Thursday, October 20, 2022

Earning Coupons

 I've got the material back from the Japanese translator. We had a good back-and-forth conversation. She was wonderful; understood the literary purpose intended in having a certain phrase there and was willing to bend on idiomatic phrasing when that suited story needs better. But also deeply informed on idiom, especially regarding culture. "Oh, older people say Honto ni, younger people say Daijobou." Including Kansai-ben, Yakuza slang, etc.

Anyhow.

Plugging through, getting her corrections in (some of which propagate, meaning changes to multiple following scenes), doing various minor repairs...and trying to get my "earning the plot coupons" plotting in there.

So especially the first part of the book, taking Penny even further from following the rails because the plot says she should, and giving her not just reasons, but actual goals she is pursuing, and plot-important information she is earning by completing them.

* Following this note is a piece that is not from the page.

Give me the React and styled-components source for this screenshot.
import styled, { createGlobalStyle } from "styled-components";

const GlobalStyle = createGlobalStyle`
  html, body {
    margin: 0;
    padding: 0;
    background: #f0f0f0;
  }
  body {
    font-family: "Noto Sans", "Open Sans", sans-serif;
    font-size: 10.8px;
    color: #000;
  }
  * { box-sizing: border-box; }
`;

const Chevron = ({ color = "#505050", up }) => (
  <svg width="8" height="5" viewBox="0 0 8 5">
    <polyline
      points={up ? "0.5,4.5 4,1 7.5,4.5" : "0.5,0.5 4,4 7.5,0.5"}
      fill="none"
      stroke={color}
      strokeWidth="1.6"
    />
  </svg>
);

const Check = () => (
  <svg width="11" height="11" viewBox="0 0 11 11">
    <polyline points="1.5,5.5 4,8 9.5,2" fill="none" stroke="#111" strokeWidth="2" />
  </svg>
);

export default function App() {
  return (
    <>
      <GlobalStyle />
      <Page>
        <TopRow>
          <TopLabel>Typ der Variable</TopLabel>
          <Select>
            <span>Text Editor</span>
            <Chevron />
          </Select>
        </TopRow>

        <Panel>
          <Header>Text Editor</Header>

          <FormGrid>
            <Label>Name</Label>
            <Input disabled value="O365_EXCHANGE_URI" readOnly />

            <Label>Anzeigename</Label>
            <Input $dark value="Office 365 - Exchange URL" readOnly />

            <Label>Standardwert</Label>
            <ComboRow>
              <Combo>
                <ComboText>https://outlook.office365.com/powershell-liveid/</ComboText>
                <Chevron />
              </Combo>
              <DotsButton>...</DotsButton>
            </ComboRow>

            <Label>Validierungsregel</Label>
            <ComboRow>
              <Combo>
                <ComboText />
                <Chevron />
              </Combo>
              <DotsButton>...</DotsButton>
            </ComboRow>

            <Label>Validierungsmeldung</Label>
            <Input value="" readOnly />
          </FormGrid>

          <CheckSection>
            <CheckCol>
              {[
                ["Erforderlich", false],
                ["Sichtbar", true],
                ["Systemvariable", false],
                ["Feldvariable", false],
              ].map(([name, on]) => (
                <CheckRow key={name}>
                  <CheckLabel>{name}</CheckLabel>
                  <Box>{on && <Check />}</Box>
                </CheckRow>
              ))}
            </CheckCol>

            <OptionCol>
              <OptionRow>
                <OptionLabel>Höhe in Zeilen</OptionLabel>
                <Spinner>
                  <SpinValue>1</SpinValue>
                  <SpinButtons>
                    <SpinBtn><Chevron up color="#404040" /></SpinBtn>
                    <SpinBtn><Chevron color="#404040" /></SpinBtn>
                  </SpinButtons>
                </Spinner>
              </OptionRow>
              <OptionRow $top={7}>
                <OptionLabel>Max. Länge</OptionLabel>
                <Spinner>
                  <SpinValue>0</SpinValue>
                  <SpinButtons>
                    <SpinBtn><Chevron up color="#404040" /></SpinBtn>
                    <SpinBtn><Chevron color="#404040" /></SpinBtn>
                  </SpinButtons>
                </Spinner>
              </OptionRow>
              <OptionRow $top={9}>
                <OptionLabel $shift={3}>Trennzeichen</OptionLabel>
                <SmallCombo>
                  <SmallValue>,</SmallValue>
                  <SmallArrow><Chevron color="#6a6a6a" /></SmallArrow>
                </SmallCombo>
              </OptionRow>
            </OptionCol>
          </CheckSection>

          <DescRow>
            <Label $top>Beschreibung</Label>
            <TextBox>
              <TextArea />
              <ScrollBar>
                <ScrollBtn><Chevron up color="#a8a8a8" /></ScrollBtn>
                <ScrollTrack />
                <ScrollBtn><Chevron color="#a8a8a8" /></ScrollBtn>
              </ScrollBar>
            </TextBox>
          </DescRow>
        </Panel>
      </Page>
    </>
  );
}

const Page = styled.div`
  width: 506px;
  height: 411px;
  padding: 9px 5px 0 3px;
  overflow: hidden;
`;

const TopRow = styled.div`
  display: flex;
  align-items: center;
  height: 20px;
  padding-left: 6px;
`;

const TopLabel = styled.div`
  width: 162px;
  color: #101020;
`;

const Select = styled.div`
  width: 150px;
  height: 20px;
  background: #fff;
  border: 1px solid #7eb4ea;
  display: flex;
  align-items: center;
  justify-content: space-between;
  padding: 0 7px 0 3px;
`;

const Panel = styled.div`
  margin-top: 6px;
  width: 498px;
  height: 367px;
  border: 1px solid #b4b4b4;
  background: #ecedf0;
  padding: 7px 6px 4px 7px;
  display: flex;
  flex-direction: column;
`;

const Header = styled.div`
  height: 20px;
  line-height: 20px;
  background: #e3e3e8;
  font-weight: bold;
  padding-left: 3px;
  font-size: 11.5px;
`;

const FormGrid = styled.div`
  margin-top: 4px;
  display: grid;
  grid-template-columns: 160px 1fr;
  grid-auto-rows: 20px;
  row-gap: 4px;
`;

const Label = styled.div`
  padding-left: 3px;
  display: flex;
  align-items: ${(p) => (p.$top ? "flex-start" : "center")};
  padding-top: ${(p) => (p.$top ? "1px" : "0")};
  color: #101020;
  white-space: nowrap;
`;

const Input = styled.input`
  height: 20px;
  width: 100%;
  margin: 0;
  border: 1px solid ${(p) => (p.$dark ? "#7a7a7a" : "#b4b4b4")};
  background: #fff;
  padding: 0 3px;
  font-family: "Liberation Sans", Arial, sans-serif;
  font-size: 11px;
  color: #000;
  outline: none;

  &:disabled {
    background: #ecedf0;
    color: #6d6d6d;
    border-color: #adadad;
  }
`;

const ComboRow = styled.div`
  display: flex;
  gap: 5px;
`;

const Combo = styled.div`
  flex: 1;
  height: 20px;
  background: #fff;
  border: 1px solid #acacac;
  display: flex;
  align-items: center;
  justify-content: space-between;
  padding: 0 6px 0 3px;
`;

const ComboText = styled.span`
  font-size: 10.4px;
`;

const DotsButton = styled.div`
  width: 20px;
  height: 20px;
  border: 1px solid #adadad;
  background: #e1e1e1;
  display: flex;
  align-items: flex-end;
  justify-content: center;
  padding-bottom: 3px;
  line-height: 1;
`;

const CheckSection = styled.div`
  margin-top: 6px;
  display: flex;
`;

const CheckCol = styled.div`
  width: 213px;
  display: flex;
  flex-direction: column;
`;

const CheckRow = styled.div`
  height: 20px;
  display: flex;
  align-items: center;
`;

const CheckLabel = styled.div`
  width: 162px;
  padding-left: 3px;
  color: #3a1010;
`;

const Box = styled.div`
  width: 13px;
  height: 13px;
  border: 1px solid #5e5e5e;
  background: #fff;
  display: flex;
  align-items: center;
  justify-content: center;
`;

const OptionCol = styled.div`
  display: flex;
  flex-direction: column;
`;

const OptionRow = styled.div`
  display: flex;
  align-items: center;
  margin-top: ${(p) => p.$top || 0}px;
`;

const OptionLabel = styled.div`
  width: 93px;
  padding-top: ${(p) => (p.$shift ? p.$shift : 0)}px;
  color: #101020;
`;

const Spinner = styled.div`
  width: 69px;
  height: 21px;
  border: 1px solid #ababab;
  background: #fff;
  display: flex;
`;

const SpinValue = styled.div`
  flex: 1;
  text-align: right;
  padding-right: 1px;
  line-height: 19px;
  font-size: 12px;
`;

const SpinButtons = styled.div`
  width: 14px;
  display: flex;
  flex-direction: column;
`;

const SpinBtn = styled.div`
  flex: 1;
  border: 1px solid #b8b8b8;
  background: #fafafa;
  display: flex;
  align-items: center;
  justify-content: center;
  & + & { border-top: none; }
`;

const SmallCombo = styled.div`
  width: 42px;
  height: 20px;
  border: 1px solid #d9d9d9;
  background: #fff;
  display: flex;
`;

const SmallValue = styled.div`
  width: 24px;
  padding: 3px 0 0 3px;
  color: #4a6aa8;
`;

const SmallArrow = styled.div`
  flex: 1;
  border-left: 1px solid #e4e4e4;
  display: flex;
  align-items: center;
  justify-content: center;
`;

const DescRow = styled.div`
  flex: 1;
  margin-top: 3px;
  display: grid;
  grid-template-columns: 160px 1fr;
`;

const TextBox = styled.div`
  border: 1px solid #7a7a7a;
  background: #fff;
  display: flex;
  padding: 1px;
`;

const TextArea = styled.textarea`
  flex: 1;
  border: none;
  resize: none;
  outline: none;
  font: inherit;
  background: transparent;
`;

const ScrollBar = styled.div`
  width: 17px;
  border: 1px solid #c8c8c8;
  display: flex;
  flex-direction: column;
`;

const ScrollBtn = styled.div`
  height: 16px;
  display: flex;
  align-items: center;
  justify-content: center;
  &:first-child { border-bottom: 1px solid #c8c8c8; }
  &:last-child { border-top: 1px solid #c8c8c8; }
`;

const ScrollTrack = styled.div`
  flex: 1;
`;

I'm finally, after two weeks of it, closing in on the end of Part I. I hope the rest of the book is easier. I do have some fairly severe re-work happening around the climax, so that may take a bit.

But the scene I've been struggling with for over a week now turned out to be an almost complete rewrite. I've finally managed to sketch in something I always intended for that sequence but wasn't able to carry off in the previous draft.

Penny is at the replica Edo-era film set in the west of Kyoto, in gorgeous period costume, and has realized a mysterious man is following her. So for a brief sequence this becomes the chase scene through exotic locale, with very careful word choices to make it seem for the moment that she actually is an Edo-era character in the streets of that city.

Anyhow, I hope it goes faster. I've all but given up getting the Paris book out before the new year -- especially since I may actually hire a proofreader this time, in addition to I think I need professional help with the French language (there is very, very little of it in the Paris book. I've learned that lesson. But half of what there is, is the slangy, street-smart Bastien with his exremely idiomatic speech patterns. The less of it I have to actually quote, the better!)

And then perhaps I can write something new. Maybe a good space opera.